__REQUEST__
Show all lines of the listing that hold the word "React".

++++++++++

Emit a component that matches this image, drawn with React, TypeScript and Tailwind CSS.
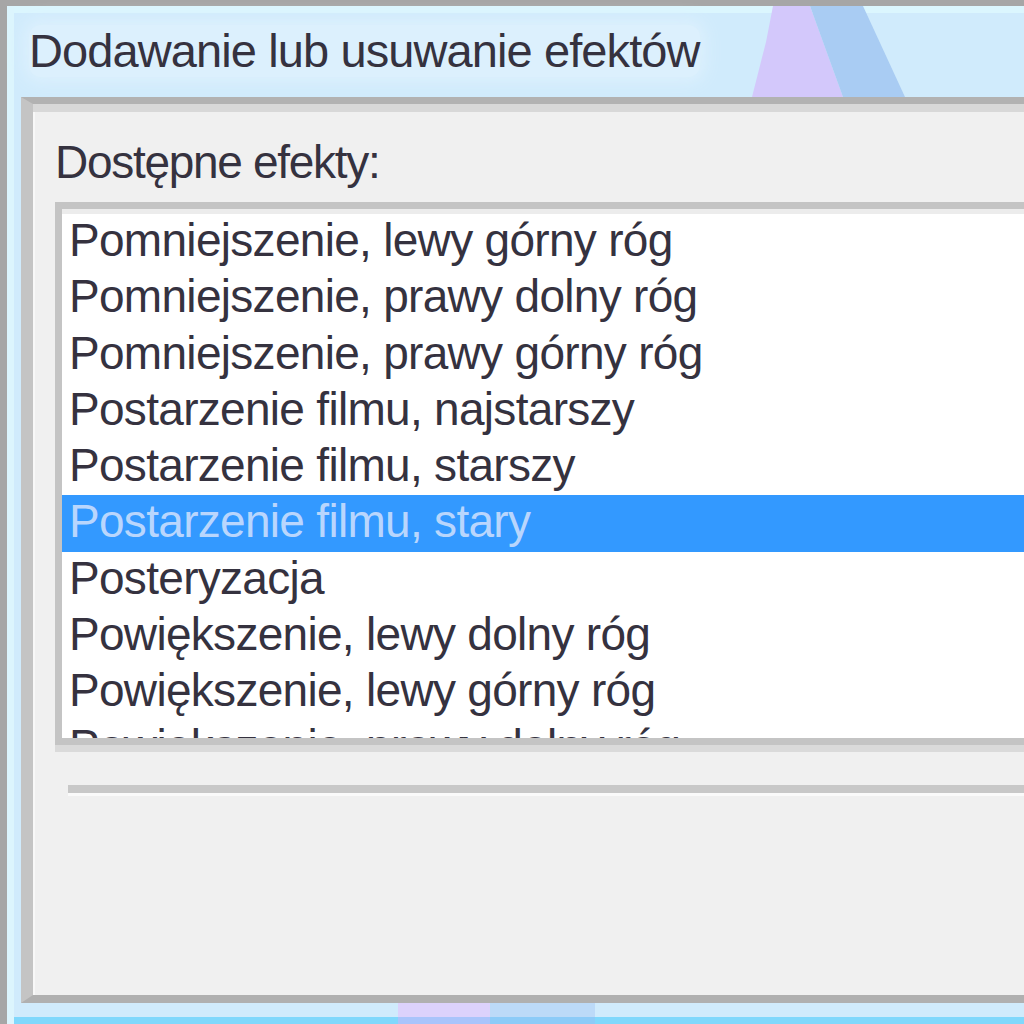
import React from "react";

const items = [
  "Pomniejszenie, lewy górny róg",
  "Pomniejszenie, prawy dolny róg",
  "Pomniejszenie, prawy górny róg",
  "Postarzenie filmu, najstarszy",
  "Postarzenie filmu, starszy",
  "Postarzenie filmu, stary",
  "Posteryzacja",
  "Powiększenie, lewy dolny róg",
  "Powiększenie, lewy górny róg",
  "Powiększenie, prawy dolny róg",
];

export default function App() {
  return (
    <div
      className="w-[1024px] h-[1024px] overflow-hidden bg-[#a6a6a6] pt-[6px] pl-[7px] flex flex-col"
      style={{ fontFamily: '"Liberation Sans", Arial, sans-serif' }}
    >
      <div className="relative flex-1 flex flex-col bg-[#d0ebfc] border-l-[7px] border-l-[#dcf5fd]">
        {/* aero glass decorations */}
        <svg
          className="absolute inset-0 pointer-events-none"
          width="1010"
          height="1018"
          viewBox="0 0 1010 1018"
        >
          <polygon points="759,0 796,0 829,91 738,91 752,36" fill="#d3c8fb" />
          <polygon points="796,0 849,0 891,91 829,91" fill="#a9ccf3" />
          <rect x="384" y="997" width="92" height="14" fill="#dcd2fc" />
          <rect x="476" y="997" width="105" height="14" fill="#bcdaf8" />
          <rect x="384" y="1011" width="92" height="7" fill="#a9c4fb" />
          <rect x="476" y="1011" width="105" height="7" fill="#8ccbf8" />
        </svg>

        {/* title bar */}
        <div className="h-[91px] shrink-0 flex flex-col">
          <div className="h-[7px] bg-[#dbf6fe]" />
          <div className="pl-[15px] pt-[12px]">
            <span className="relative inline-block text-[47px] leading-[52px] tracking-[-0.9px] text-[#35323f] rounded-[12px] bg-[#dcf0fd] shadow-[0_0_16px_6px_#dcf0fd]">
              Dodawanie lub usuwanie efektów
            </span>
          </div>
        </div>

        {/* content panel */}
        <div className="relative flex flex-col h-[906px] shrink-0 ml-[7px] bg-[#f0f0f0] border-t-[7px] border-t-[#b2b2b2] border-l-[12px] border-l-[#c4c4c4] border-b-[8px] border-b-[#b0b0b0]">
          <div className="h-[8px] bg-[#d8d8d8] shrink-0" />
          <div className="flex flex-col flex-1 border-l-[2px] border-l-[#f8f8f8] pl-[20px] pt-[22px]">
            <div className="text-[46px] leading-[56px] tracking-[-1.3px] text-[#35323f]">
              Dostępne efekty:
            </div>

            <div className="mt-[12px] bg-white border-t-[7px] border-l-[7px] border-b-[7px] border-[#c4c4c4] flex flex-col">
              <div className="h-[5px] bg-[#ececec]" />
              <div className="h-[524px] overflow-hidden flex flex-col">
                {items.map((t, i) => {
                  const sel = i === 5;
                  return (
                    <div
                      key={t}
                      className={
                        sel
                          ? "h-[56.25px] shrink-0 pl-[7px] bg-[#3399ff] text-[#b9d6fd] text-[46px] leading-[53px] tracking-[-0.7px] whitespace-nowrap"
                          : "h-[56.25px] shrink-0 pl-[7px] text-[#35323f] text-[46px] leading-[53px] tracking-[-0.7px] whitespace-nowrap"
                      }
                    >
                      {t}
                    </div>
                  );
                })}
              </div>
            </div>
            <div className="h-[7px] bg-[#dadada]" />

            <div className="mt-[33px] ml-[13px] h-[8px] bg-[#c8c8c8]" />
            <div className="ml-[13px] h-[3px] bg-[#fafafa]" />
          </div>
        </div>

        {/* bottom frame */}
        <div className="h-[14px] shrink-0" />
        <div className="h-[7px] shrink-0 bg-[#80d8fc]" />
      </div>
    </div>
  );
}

++++++++++

__WRITTEN SOLUTION__
Emit a component that matches this image, drawn with React, TypeScript and Tailwind CSS.
import React from "react";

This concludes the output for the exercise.